The energy markets are really heating up right now.
With gasoline prices surging to historic highs and natural gas prices falling to historic lows, we've gotten many questions lately from subscribers wondering about the best ways to play the energy markets.
So, I want to take the time right now to answer a great question I got about natural gas last week, and, in the process, provide you with a timeline for you to profit on the coming "natural" revolution.
Remember, if you have a question or a comment of your own, be sure to register below and type your thoughts into the box. We'd love to hear from you.
Q: Can you give us a timeline as to when gas will be in such great demand? What is "long term" as you put it for our investments? Thank you for your expertise on the gas and oil investments.—Jere R.
If you watch CNBC or any of the other financial news channels, you're probably hearing a lot about the opportunity to invest in natural gas. They're chatting up natural gas vehicles, pipeline companies, and anyone else who is pulling this stuff out of the ground.
But what they don't discuss are the fundamentals. And if you are too swept up in the hype to acknowledge them yourself, you could miss out on some of the best opportunities to invest.
That's why I chatted with Kent about this question last week, to get his take.
What we want to evaluate is natural gas's long-term prospects.
And the reality is, natural gas has a very bright future in the United States.
Kent argues that the crux to increasing gas demand will be realized from four events.
1) Power Plants Are Coming Offline
By 2020, more than 90 gigawatts (GW) of electricity generation will come offline. Most of this power reduction will come from the retiring of coal-fired power plants.
Ninety GW is an immense amount of power. And it won't be easy to replace—at least, not without a plan.
The United States will have to turn to alternative sources.
Now, no coal-fired or co-fueled (a combination of coal and natural gas) plants have been planned. The United States will likely see an increase in solar, wind, geothermal, and other "green" sources. However, these alternative sources are not enough to fully replace such an enormous amount of power.
As a result, the country will turn to natural gas to fill the void.
Kent currently estimates that new natural gas plants would account for 1.2 billion cubic feet (Bcf) per day of additional natural gas usage. That's more natural gas than would be needed to power the state of Delaware for an entire week. And that might be a low estimate given our regulatory environment.
As the EPA introduces tougher noncarbon emission standards for mercury, sulfurous and nitrous oxide, regulations could easily push another 20 GW from coal to natural gas in the near future.
2) and 3) Natural Gas Is Replacing Conventional Fuels
The second and third demand factors also come from companies using natural gas as a replacement for conventional fuels.
At the moment, greater usage is being made (and even more so in the future) of natural gas as feeder stock for the production of petrochemicals rather than crude oil.
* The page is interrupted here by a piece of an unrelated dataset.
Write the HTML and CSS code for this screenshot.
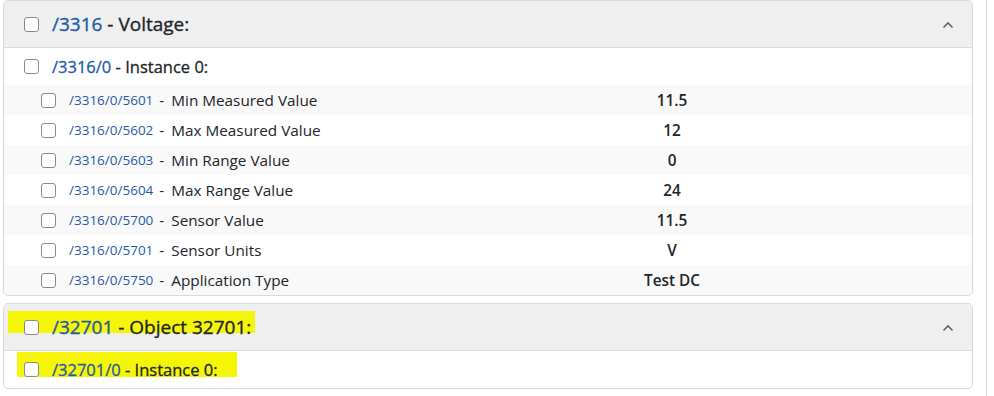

Yet as the price of crude oil rises, and regulations target carbon emissions, companies will look to natural gas a lower-cost alternative.
There is also a continuing shift toward compressed natural gas (CNG), liquid petroleum gas (LPG), and liquefied natural gas (LNG) as replacement for diesel as transport fuel with further movement into lighter engines (not just trucks) coming down the road.
We've discussed in the past how companies like Clean Energy Fuels (NASDAQ:CLNE) and Westport Innovations (NASDAQ:WPRT) are leading the transition toward natural gas fleets, fuel stations, and other transportation advances.
4) Global Demand for LNG Is Soaring
Finally, international demand for natural gas will be a game changer for the U.S. markets.
Like the United States, foreign countries are transitioning their economies away from coal-fired and nuclear power plants. An energy-starved world is hungry for cleaner, safer and cheaper sources of power.
U.S. companies are fully prepared to begin transporting LNG to foreign customers, especially as domestic prices hit rock bottom.
These companies are setting the stage and guaranteeing these customers long-term supplies. This has been highlighted by Cheniere Energy Partners (NYSE.A:CQP) signing a series of recent megacontracts to supply LNG to customers in places like Europe and India.
This stage began to boom last year and will likely dominate the news cycle well into 2014.
The final stage is the period where the ongoing supply meets new end markets of consumers. This period will occur when companies like Cheniere actually begin exporting natural gas to foreign buyers.
But, as we've said before, no LNG will actually move out of its terminal at Sabine Pass until 2014.
Still, when these exports begin, we're going to see the price of natural gas start to take off.
This is an important point, and something I highlighted two weeks ago. It is a period where the market demand curve will shift due to a huge boost in potential customers.
Once these companies prove they are capable of exporting without any hiccups, and the full supply chain is working in unison, then we will see natural gas demand reach far higher levels than we see today.
Given current market conditions and these four demand sources, late 2014/early 2015 appears to be the time when the LNG markets will be in full swing.
In fact, the natural gas sector offers fantastic investing opportunities through the end of the decade.
But it's important to remember that if you're bullish on natural gas, you don't want to wait until then to invest. Now is the time to seek the best long-term investments. After that, you can sit back and watch as global demand pumps profits into your trading account.
And won't that make $5 a gallon at the gas pump a little less painful?